Write the data out again, character for character, with no images.

begin

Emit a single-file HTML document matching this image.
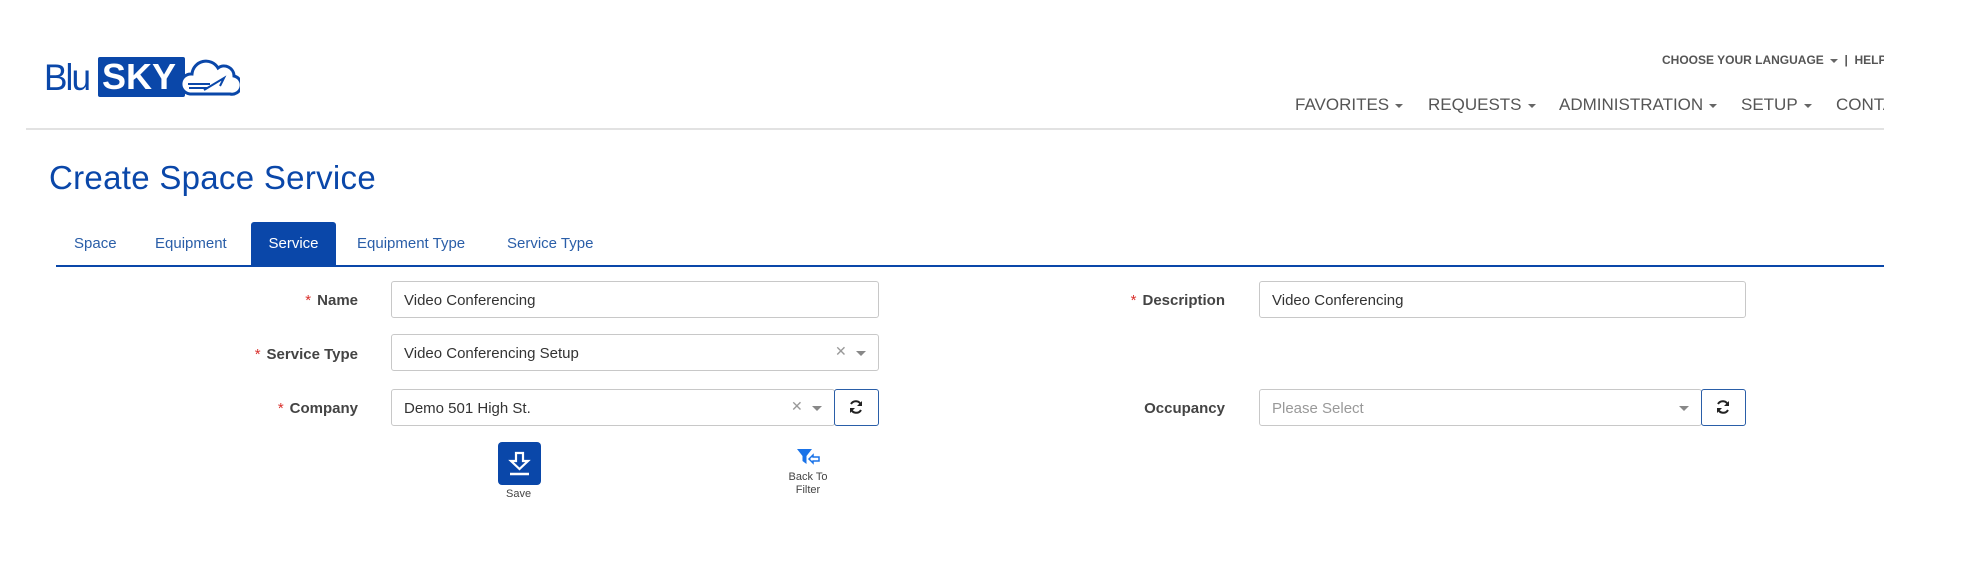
<!DOCTYPE html>
<html><head><meta charset="utf-8"><style>
*{box-sizing:border-box;margin:0;padding:0}
body{width:1964px;height:566px;background:#fff;font-family:"Liberation Sans",Arial,sans-serif;position:relative;overflow:hidden}
.a{position:absolute;white-space:nowrap}
.nav{font-size:17px;color:#555;top:95px}
.caret{display:inline-block;width:0;height:0;border-left:4px solid transparent;border-right:4px solid transparent;border-top:4px solid #666;vertical-align:middle;margin-left:6px}
.tab{font-size:15px;color:#2a5ea8;top:235px}
.lbl{font-size:15px;font-weight:bold;color:#444;text-align:right}
.lbl b{color:#d9302c;font-weight:normal;margin-right:6px}
.inp{border:1px solid #c8c8c8;border-radius:3px;height:37px;font-size:15px;color:#333;padding:10px 12px}
.btn{border:1px solid #2a5ea8;border-radius:3px;width:45px;height:37px;background:#fff}
.x{position:absolute;color:#999;font-size:14px}
.dd{position:absolute;width:0;height:0;border-left:5px solid transparent;border-right:5px solid transparent;border-top:5px solid #888}
</style></head><body>
<!-- logo -->
<div class="a" style="left:44px;top:58px;font-size:37px;color:#0a47a9;letter-spacing:-2px;line-height:40px;transform:scaleX(0.95);transform-origin:left">Blu</div>
<div class="a" style="left:98px;top:57px;width:87px;height:40px;background:#0a47a9;color:#fff;font-size:36px;font-weight:bold;line-height:40px;padding-left:4px;border-radius:2px">SKY</div>
<svg class="a" style="left:180px;top:54px" width="60" height="44" viewBox="0 0 60 44"><path d="M10 40 a10 10 0 0 1 2-20 a14 14 0 0 1 26-6 a10 10 0 0 1 16 8 a9 9 0 0 1-4 18 Z" fill="#fff" stroke="#0a47a9" stroke-width="3"/><path d="M8 30 h22 M9 34 h18 M24 36 l20-12 -4 8" stroke="#0a47a9" stroke-width="2" fill="none"/></svg>
<div class="a" style="left:26px;top:128px;width:1858px;height:2px;background:#e2e2e2"></div>
<div class="a" style="left:1662px;top:53px;font-size:12px;color:#555;font-weight:bold">CHOOSE YOUR LANGUAGE<span class="caret"></span>&nbsp; | &nbsp;HELP</div>
<div class="a" style="left:1884px;top:40px;width:80px;height:100px;background:#fff"></div>
<div class="a nav" style="left:1295px">FAVORITES<span class="caret"></span></div>
<div class="a nav" style="left:1428px">REQUESTS<span class="caret"></span></div>
<div class="a nav" style="left:1559px">ADMINISTRATION<span class="caret"></span></div>
<div class="a nav" style="left:1741px">SETUP<span class="caret"></span></div>
<div class="a nav" style="left:1836px;width:48px;overflow:hidden">CONTACT</div>
<div class="a" style="left:49px;top:159px;font-size:33px;letter-spacing:0.3px;color:#0a47a9">Create Space Service</div>
<div class="a tab" style="left:74px">Space</div>
<div class="a tab" style="left:155px">Equipment</div>
<div class="a" style="left:251px;top:222px;width:85px;height:45px;background:#0a47a9;border-radius:3px 3px 0 0;color:#fff;font-size:15px;text-align:center;line-height:44px">Service</div>
<div class="a tab" style="left:357px">Equipment Type</div>
<div class="a tab" style="left:507px">Service Type</div>
<div class="a" style="left:56px;top:265px;width:1828px;height:2px;background:#0a47a9"></div>
<!-- row1 -->
<div class="a lbl" style="right:1606px;top:292px"><b>*</b>Name</div>
<div class="a inp" style="left:391px;top:281px;width:488px">Video Conferencing</div>
<div class="a lbl" style="right:739px;top:292px"><b>*</b>Description</div>
<div class="a inp" style="left:1259px;top:281px;width:487px">Video Conferencing</div>
<!-- row2 -->
<div class="a lbl" style="right:1606px;top:346px"><b>*</b>Service Type</div>
<div class="a inp" style="left:391px;top:334px;width:488px">Video Conferencing Setup</div>
<div class="x" style="left:835px;top:343px">✕</div><div class="dd" style="left:856px;top:351px"></div>
<!-- row3 -->
<div class="a lbl" style="right:1606px;top:400px"><b>*</b>Company</div>
<div class="a inp" style="left:391px;top:389px;width:444px">Demo 501 High St.</div>
<div class="x" style="left:791px;top:398px">✕</div><div class="dd" style="left:812px;top:406px"></div>
<div class="a btn" style="left:834px;top:389px"></div>
<div class="a lbl" style="right:739px;top:400px">Occupancy</div>
<div class="a inp" style="left:1259px;top:389px;width:443px;color:#999">Please Select</div>
<div class="dd" style="left:1679px;top:406px"></div>
<div class="a btn" style="left:1701px;top:389px"></div>
<svg class="a" style="left:848px;top:399px" width="16" height="16" viewBox="0 0 16 16"><path d="M13 6 A5.5 5.5 0 0 0 3 5 M3 10 A5.5 5.5 0 0 0 13 11" stroke="#222" stroke-width="2" fill="none"/><path d="M14 2 v5 h-5z M2 14 v-5 h5z" fill="#222"/></svg>
<svg class="a" style="left:1715px;top:399px" width="16" height="16" viewBox="0 0 16 16"><path d="M13 6 A5.5 5.5 0 0 0 3 5 M3 10 A5.5 5.5 0 0 0 13 11" stroke="#222" stroke-width="2" fill="none"/><path d="M14 2 v5 h-5z M2 14 v-5 h5z" fill="#222"/></svg>
<!-- actions -->
<div class="a" style="left:498px;top:442px;width:43px;height:43px;background:#0a47a9;border-radius:4px"></div>
<svg class="a" style="left:507px;top:451px" width="25" height="25" viewBox="0 0 25 25"><path d="M9 2 h7 v8 h5 l-8.5 8 -8.5-8 h5z" fill="none" stroke="#fff" stroke-width="2.2"/><path d="M3 23 h19" stroke="#fff" stroke-width="2.5"/></svg>
<div class="a" style="left:506px;top:488px;font-size:11px;color:#444">Save</div>
<svg class="a" style="left:796px;top:448px" width="26" height="18" viewBox="0 0 26 18"><path d="M1 1 h15 l-5.5 7 v8 l-4-3 v-5z" fill="#1a73e8"/><path d="M13 11 l4-4 v2 h6 v4 h-6 v2z" fill="none" stroke="#1a73e8" stroke-width="1.5"/></svg>
<div class="a" style="left:786px;top:471px;font-size:11px;color:#444;text-align:center;line-height:13px;width:44px">Back To<br>Filter</div>
</body></html>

end

→ ANSWER TO THE PROBLEM:
Emit a single-file HTML document matching this image.
<!DOCTYPE html>
<html><head><meta charset="utf-8"><style>
*{box-sizing:border-box;margin:0;padding:0}
body{width:1964px;height:566px;background:#fff;font-family:"Liberation Sans",Arial,sans-serif;position:relative;overflow:hidden}
.a{position:absolute;white-space:nowrap}
.nav{font-size:17px;color:#555;top:95px}
.caret{display:inline-block;width:0;height:0;border-left:4px solid transparent;border-right:4px solid transparent;border-top:4px solid #666;vertical-align:middle;margin-left:6px}
.tab{font-size:15px;color:#2a5ea8;top:235px}
.lbl{font-size:15px;font-weight:bold;color:#444;text-align:right}
.lbl b{color:#d9302c;font-weight:normal;margin-right:6px}
.inp{border:1px solid #c8c8c8;border-radius:3px;height:37px;font-size:15px;color:#333;padding:10px 12px}
.btn{border:1px solid #2a5ea8;border-radius:3px;width:45px;height:37px;background:#fff}
.x{position:absolute;color:#999;font-size:14px}
.dd{position:absolute;width:0;height:0;border-left:5px solid transparent;border-right:5px solid transparent;border-top:5px solid #888}
</style></head><body>
<!-- logo -->
<div class="a" style="left:44px;top:58px;font-size:37px;color:#0a47a9;letter-spacing:-2px;line-height:40px;transform:scaleX(0.95);transform-origin:left">Blu</div>
<div class="a" style="left:98px;top:57px;width:87px;height:40px;background:#0a47a9;color:#fff;font-size:36px;font-weight:bold;line-height:40px;padding-left:4px;border-radius:2px">SKY</div>
<svg class="a" style="left:180px;top:54px" width="60" height="44" viewBox="0 0 60 44"><path d="M10 40 a10 10 0 0 1 2-20 a14 14 0 0 1 26-6 a10 10 0 0 1 16 8 a9 9 0 0 1-4 18 Z" fill="#fff" stroke="#0a47a9" stroke-width="3"/><path d="M8 30 h22 M9 34 h18 M24 36 l20-12 -4 8" stroke="#0a47a9" stroke-width="2" fill="none"/></svg>
<div class="a" style="left:26px;top:128px;width:1858px;height:2px;background:#e2e2e2"></div>
<div class="a" style="left:1662px;top:53px;font-size:12px;color:#555;font-weight:bold">CHOOSE YOUR LANGUAGE<span class="caret"></span>&nbsp; | &nbsp;HELP</div>
<div class="a" style="left:1884px;top:40px;width:80px;height:100px;background:#fff"></div>
<div class="a nav" style="left:1295px">FAVORITES<span class="caret"></span></div>
<div class="a nav" style="left:1428px">REQUESTS<span class="caret"></span></div>
<div class="a nav" style="left:1559px">ADMINISTRATION<span class="caret"></span></div>
<div class="a nav" style="left:1741px">SETUP<span class="caret"></span></div>
<div class="a nav" style="left:1836px;width:48px;overflow:hidden">CONTACT</div>
<div class="a" style="left:49px;top:159px;font-size:33px;letter-spacing:0.3px;color:#0a47a9">Create Space Service</div>
<div class="a tab" style="left:74px">Space</div>
<div class="a tab" style="left:155px">Equipment</div>
<div class="a" style="left:251px;top:222px;width:85px;height:45px;background:#0a47a9;border-radius:3px 3px 0 0;color:#fff;font-size:15px;text-align:center;line-height:44px">Service</div>
<div class="a tab" style="left:357px">Equipment Type</div>
<div class="a tab" style="left:507px">Service Type</div>
<div class="a" style="left:56px;top:265px;width:1828px;height:2px;background:#0a47a9"></div>
<!-- row1 -->
<div class="a lbl" style="right:1606px;top:292px"><b>*</b>Name</div>
<div class="a inp" style="left:391px;top:281px;width:488px">Video Conferencing</div>
<div class="a lbl" style="right:739px;top:292px"><b>*</b>Description</div>
<div class="a inp" style="left:1259px;top:281px;width:487px">Video Conferencing</div>
<!-- row2 -->
<div class="a lbl" style="right:1606px;top:346px"><b>*</b>Service Type</div>
<div class="a inp" style="left:391px;top:334px;width:488px">Video Conferencing Setup</div>
<div class="x" style="left:835px;top:343px">✕</div><div class="dd" style="left:856px;top:351px"></div>
<!-- row3 -->
<div class="a lbl" style="right:1606px;top:400px"><b>*</b>Company</div>
<div class="a inp" style="left:391px;top:389px;width:444px">Demo 501 High St.</div>
<div class="x" style="left:791px;top:398px">✕</div><div class="dd" style="left:812px;top:406px"></div>
<div class="a btn" style="left:834px;top:389px"></div>
<div class="a lbl" style="right:739px;top:400px">Occupancy</div>
<div class="a inp" style="left:1259px;top:389px;width:443px;color:#999">Please Select</div>
<div class="dd" style="left:1679px;top:406px"></div>
<div class="a btn" style="left:1701px;top:389px"></div>
<svg class="a" style="left:848px;top:399px" width="16" height="16" viewBox="0 0 16 16"><path d="M13 6 A5.5 5.5 0 0 0 3 5 M3 10 A5.5 5.5 0 0 0 13 11" stroke="#222" stroke-width="2" fill="none"/><path d="M14 2 v5 h-5z M2 14 v-5 h5z" fill="#222"/></svg>
<svg class="a" style="left:1715px;top:399px" width="16" height="16" viewBox="0 0 16 16"><path d="M13 6 A5.5 5.5 0 0 0 3 5 M3 10 A5.5 5.5 0 0 0 13 11" stroke="#222" stroke-width="2" fill="none"/><path d="M14 2 v5 h-5z M2 14 v-5 h5z" fill="#222"/></svg>
<!-- actions -->
<div class="a" style="left:498px;top:442px;width:43px;height:43px;background:#0a47a9;border-radius:4px"></div>
<svg class="a" style="left:507px;top:451px" width="25" height="25" viewBox="0 0 25 25"><path d="M9 2 h7 v8 h5 l-8.5 8 -8.5-8 h5z" fill="none" stroke="#fff" stroke-width="2.2"/><path d="M3 23 h19" stroke="#fff" stroke-width="2.5"/></svg>
<div class="a" style="left:506px;top:488px;font-size:11px;color:#444">Save</div>
<svg class="a" style="left:796px;top:448px" width="26" height="18" viewBox="0 0 26 18"><path d="M1 1 h15 l-5.5 7 v8 l-4-3 v-5z" fill="#1a73e8"/><path d="M13 11 l4-4 v2 h6 v4 h-6 v2z" fill="none" stroke="#1a73e8" stroke-width="1.5"/></svg>
<div class="a" style="left:786px;top:471px;font-size:11px;color:#444;text-align:center;line-height:13px;width:44px">Back To<br>Filter</div>
</body></html>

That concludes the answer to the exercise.